GIVEN DATA

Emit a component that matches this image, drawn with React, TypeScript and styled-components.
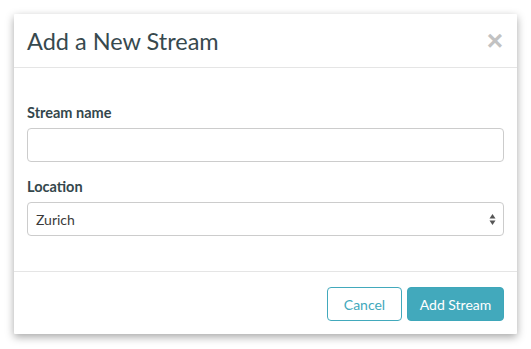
import styled, { createGlobalStyle } from "styled-components";

const GlobalStyle = createGlobalStyle`
  body {
    margin: 0;
    padding: 14px;
    background: #ffffff;
    font-family: "Lato", "Open Sans", sans-serif;
    color: #34474c;
  }
  * {
    box-sizing: border-box;
  }
`;

const Modal = styled.div`
  width: 503px;
  background: #ffffff;
  box-shadow: 0 3px 9px rgba(0, 0, 0, 0.35);
  border-radius: 1px;
`;

const Header = styled.div`
  display: flex;
  align-items: center;
  justify-content: space-between;
  height: 54px;
  padding: 0 14px 0 13px;
  border-bottom: 1px solid #e5e5e5;
`;

const Title = styled.h4`
  margin: 0;
  font-size: 23.5px;
  font-weight: 400;
  color: #37494e;
`;

const Close = styled.button`
  border: 0;
  background: none;
  padding: 0;
  margin-top: 1px;
  font-size: 28px;
  font-weight: 700;
  line-height: 1;
  color: #c2c2c2;
  font-family: "Liberation Sans", sans-serif;
  cursor: pointer;
`;

const Body = styled.div`
  display: flex;
  flex-direction: column;
  padding: 35px 13px 35px 13px;
`;

const Label = styled.label<{ first?: boolean }>`
  display: block;
  margin-top: ${(p) => (p.first ? "0" : "15px")};
  margin-bottom: 5px;
  font-size: 14.5px;
  font-weight: 700;
  line-height: 20px;
  color: #34474c;
`;

const Input = styled.input`
  width: 100%;
  height: 34px;
  border: 1px solid #cccccc;
  border-radius: 4px;
  padding: 6px 8px;
  font: inherit;
  font-size: 14px;
`;

const SelectBox = styled.div`
  display: flex;
  align-items: center;
  justify-content: space-between;
  width: 100%;
  height: 34px;
  border: 1px solid #cccccc;
  border-radius: 4px;
  padding: 0 7px 0 8px;
  font-size: 14px;
  color: #3a3a3a;
`;

const Footer = styled.div`
  display: flex;
  justify-content: flex-end;
  gap: 5px;
  padding: 15px 13px 13px;
  border-top: 1px solid #e5e5e5;
`;

const Button = styled.button<{ primary?: boolean }>`
  height: 34px;
  width: ${(p) => (p.primary ? "97px" : "75px")};
  padding: 0;
  border-radius: 4px;
  border: 1px solid ${(p) => (p.primary ? "#3ea7ba" : "#42a9bc")};
  background: ${(p) => (p.primary ? "#42a9bc" : "#ffffff")};
  color: ${(p) => (p.primary ? "#ffffff" : "#42a9bc")};
  font-family: "Lato", "Open Sans", sans-serif;
  font-size: 14px;
  cursor: pointer;
`;

const Arrows = () => (
  <svg width="7" height="13" viewBox="0 0 7 13">
    <path d="M3.5 1 L6.5 5.5 L0.5 5.5 Z" fill="#555" />
    <path d="M3.5 12 L6.5 7.5 L0.5 7.5 Z" fill="#555" />
  </svg>
);

export default function App() {
  return (
    <>
      <GlobalStyle />
      <Modal>
        <Header>
          <Title>Add a New Stream</Title>
          <Close aria-label="Close">×</Close>
        </Header>
        <Body>
          <Label first>Stream name</Label>
          <Input type="text" />
          <Label>Location</Label>
          <SelectBox>
            <span>Zurich</span>
            <Arrows />
          </SelectBox>
        </Body>
        <Footer>
          <Button>Cancel</Button>
          <Button primary>Add Stream</Button>
        </Footer>
      </Modal>
    </>
  );
}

EXERCISE
Output the lines above in full and exactly as given, omitting any pictures.

RESULT FOR THIS TASK
Emit a component that matches this image, drawn with React, TypeScript and styled-components.
import styled, { createGlobalStyle } from "styled-components";

const GlobalStyle = createGlobalStyle`
  body {
    margin: 0;
    padding: 14px;
    background: #ffffff;
    font-family: "Lato", "Open Sans", sans-serif;
    color: #34474c;
  }
  * {
    box-sizing: border-box;
  }
`;

const Modal = styled.div`
  width: 503px;
  background: #ffffff;
  box-shadow: 0 3px 9px rgba(0, 0, 0, 0.35);
  border-radius: 1px;
`;

const Header = styled.div`
  display: flex;
  align-items: center;
  justify-content: space-between;
  height: 54px;
  padding: 0 14px 0 13px;
  border-bottom: 1px solid #e5e5e5;
`;

const Title = styled.h4`
  margin: 0;
  font-size: 23.5px;
  font-weight: 400;
  color: #37494e;
`;

const Close = styled.button`
  border: 0;
  background: none;
  padding: 0;
  margin-top: 1px;
  font-size: 28px;
  font-weight: 700;
  line-height: 1;
  color: #c2c2c2;
  font-family: "Liberation Sans", sans-serif;
  cursor: pointer;
`;

const Body = styled.div`
  display: flex;
  flex-direction: column;
  padding: 35px 13px 35px 13px;
`;

const Label = styled.label<{ first?: boolean }>`
  display: block;
  margin-top: ${(p) => (p.first ? "0" : "15px")};
  margin-bottom: 5px;
  font-size: 14.5px;
  font-weight: 700;
  line-height: 20px;
  color: #34474c;
`;

const Input = styled.input`
  width: 100%;
  height: 34px;
  border: 1px solid #cccccc;
  border-radius: 4px;
  padding: 6px 8px;
  font: inherit;
  font-size: 14px;
`;

const SelectBox = styled.div`
  display: flex;
  align-items: center;
  justify-content: space-between;
  width: 100%;
  height: 34px;
  border: 1px solid #cccccc;
  border-radius: 4px;
  padding: 0 7px 0 8px;
  font-size: 14px;
  color: #3a3a3a;
`;

const Footer = styled.div`
  display: flex;
  justify-content: flex-end;
  gap: 5px;
  padding: 15px 13px 13px;
  border-top: 1px solid #e5e5e5;
`;

const Button = styled.button<{ primary?: boolean }>`
  height: 34px;
  width: ${(p) => (p.primary ? "97px" : "75px")};
  padding: 0;
  border-radius: 4px;
  border: 1px solid ${(p) => (p.primary ? "#3ea7ba" : "#42a9bc")};
  background: ${(p) => (p.primary ? "#42a9bc" : "#ffffff")};
  color: ${(p) => (p.primary ? "#ffffff" : "#42a9bc")};
  font-family: "Lato", "Open Sans", sans-serif;
  font-size: 14px;
  cursor: pointer;
`;

const Arrows = () => (
  <svg width="7" height="13" viewBox="0 0 7 13">
    <path d="M3.5 1 L6.5 5.5 L0.5 5.5 Z" fill="#555" />
    <path d="M3.5 12 L6.5 7.5 L0.5 7.5 Z" fill="#555" />
  </svg>
);

export default function App() {
  return (
    <>
      <GlobalStyle />
      <Modal>
        <Header>
          <Title>Add a New Stream</Title>
          <Close aria-label="Close">×</Close>
        </Header>
        <Body>
          <Label first>Stream name</Label>
          <Input type="text" />
          <Label>Location</Label>
          <SelectBox>
            <span>Zurich</span>
            <Arrows />
          </SelectBox>
        </Body>
        <Footer>
          <Button>Cancel</Button>
          <Button primary>Add Stream</Button>
        </Footer>
      </Modal>
    </>
  );
}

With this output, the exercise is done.